Mindset, Emotions, and Virtue's Supremacy
00:55:10
Speaker
There's a statement of the stoic view of ah emotions. Yeah. The mere fact that men endure the same pain more easily when they voluntarily undergo it for the sake of their country than when they suffer it for some lesser cause shows that the intensity of the pain depends on the state of mind of the sufferer, not on its intrinsic nature.
00:55:33
Speaker
That's a great example and well-stated view of the Stoic view of emotions. you know How you think determines how you feel. And then there's some nice lines on virtue. um
00:55:48
Speaker
The light of a lamp is eclipsed and overpowered by the rays of the sun. A drop of honey is lost in the vastness of the Aegean Sea. An additional sixpence is nothing amid the wealth of croesus or a single step in the journey from here to India.
00:56:03
Speaker
Similarly, if the stoic definition of the end of goods be accepted, it follows that all the value you set on bodily advantages must be absolutely eclipsed and annihilated by the brilliance and of virtue.
00:56:20
Speaker
That's a great line. Yeah. Cool. Anything else? No, I love that. Summary.
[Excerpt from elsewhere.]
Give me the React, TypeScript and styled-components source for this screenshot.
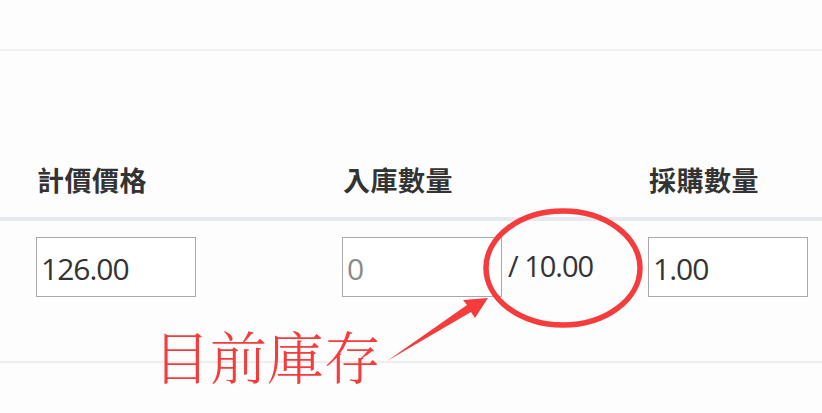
import React from 'react'
import styled, { createGlobalStyle } from 'styled-components'

const GlobalStyle = createGlobalStyle`
  html, body {
    margin: 0;
    padding: 0;
    background: #fdfdfd;
  }
  body {
    font-family: "Noto Sans CJK TC", "Noto Sans", sans-serif;
    color: #333;
  }
`

const Page = styled.div`
  position: relative;
  width: 822px;
  height: 413px;
  overflow: hidden;
  background: #fdfdfd;
`
const TopBar = styled.div`
  height: 49px;
  border-bottom: 2px solid #eef0f4;
`
const Table = styled.div`
  display: grid;
  grid-template-columns: repeat(3, 306px);
  padding-left: 36px;
  width: max-content;
`
const HeadCell = styled.div`
  height: 166px;
  box-sizing: border-box;
  display: flex;
  align-items: flex-end;
  padding-bottom: 18px;
  padding-left: 1px;
  font-size: 27px;
  font-weight: 700;
  letter-spacing: 0.5px;
  color: #333;
`
const HeadRule = styled.div`
  grid-column: 1 / -1;
  margin-left: -36px;
  height: 4px;
  background: #e6eaee;
`
const BodyCell = styled.div`
  height: 140px;
  box-sizing: border-box;
  padding-top: 16px;
  display: flex;
  align-items: flex-start;
`
const BodyRule = styled.div`
  height: 2px;
  background: #eeeeee;
`
const Field = styled.input`
  width: 160px;
  height: 60px;
  box-sizing: border-box;
  border: 1px solid #a9a9a9;
  background: #fff;
  padding: 2px 4px 0;
  font-family: "Open Sans", sans-serif;
  font-size: 30px;
  letter-spacing: -1px;
  color: #333;
  outline: none;
  &::placeholder {
    color: #8a8a8a;
  }
`
const Stock = styled.span`
  margin-left: 6px;
  margin-top: 9px;
  font-family: "Open Sans", sans-serif;
  font-size: 29px;
  letter-spacing: -1px;
  color: #333;
`
const Note = styled.div`
  position: absolute;
  left: 153px;
  top: 318px;
  font-family: "Noto Serif CJK TC", "Noto Sans CJK TC", serif;
  font-weight: 300;
  font-size: 57px;
  line-height: 72px;
  color: #f53b3b;
  letter-spacing: 0;
`
const Marks = styled.svg`
  position: absolute;
  left: 0;
  top: 0;
  pointer-events: none;
`

const App: React.FC = () => {
  return (
    <Page>
      <GlobalStyle />
      <TopBar />
      <Table>
        <HeadCell>計價價格</HeadCell>
        <HeadCell>入庫數量</HeadCell>
        <HeadCell>採購數量</HeadCell>
        <HeadRule />
        <BodyCell>
          <Field defaultValue="126.00" />
        </BodyCell>
        <BodyCell>
          <Field placeholder="0" />
          <Stock>/ 10.00</Stock>
        </BodyCell>
        <BodyCell>
          <Field defaultValue="1.00" />
        </BodyCell>
      </Table>
      <BodyRule />
      <Note>目前庫存</Note>
      <Marks width="822" height="413" viewBox="0 0 822 413">
        <ellipse cx="563" cy="268" rx="77" ry="57" fill="none" stroke="#f53b3b" strokeWidth="5.5" />
        <polygon points="387,361 467,305 463,300 488,298 475,318 471,312" fill="#f53b3b" />
      </Marks>
    </Page>
  )
}

export default App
Eclipsed.
00:56:30
Speaker
I mean, it again, and it makes me wonder how much of this stuff is like pedantic. Pedantic is the, but... you know When something's eclipsed, it still exists.
00:56:42
Speaker
There's still some microscopic value. The stoic point might be that there's just no kind of behavior directing value. There's no... um these indifference don't have a value that would ever cause you to choose them over virtue. And in such case, and so when we're arguing about like the only good, or this is a different kind of, um at the end of the day, the point is just that you should always choose virtue over these indifference.
00:57:10
Speaker
um And you you you you exercise virtue by selecting the indifference well, but you always choose virtue over the indifference. And that's that's ultimately, practically the implication that matters.
00:57:22
Speaker
Yeah, I think so. i think it's I think these lines might be motivational if you're thinking about a specific indifferent perhaps here and it's bodily advantage. you know That's eclipsed by virtue. But of course, you know what is virtue? It's being able to choose between skillfully between indifference. Yeah.
00:57:41
Speaker
you always have that almost that, that paradox that we, that, that, you know, I initially thought made no sense, which is, you know, that focus on virtue is the only good, but also of course the idea that other things matter.
00:57:58
Speaker
And, you know, I think it's explained well and this classic work. It's a, it's a great statement of stoicism, but of course there's still some, some more wrestling what needs to do with the ideas.
00:58:14
Speaker
Awesome. Thanks, Gil. Awesome. Cool. Thanks, Michael.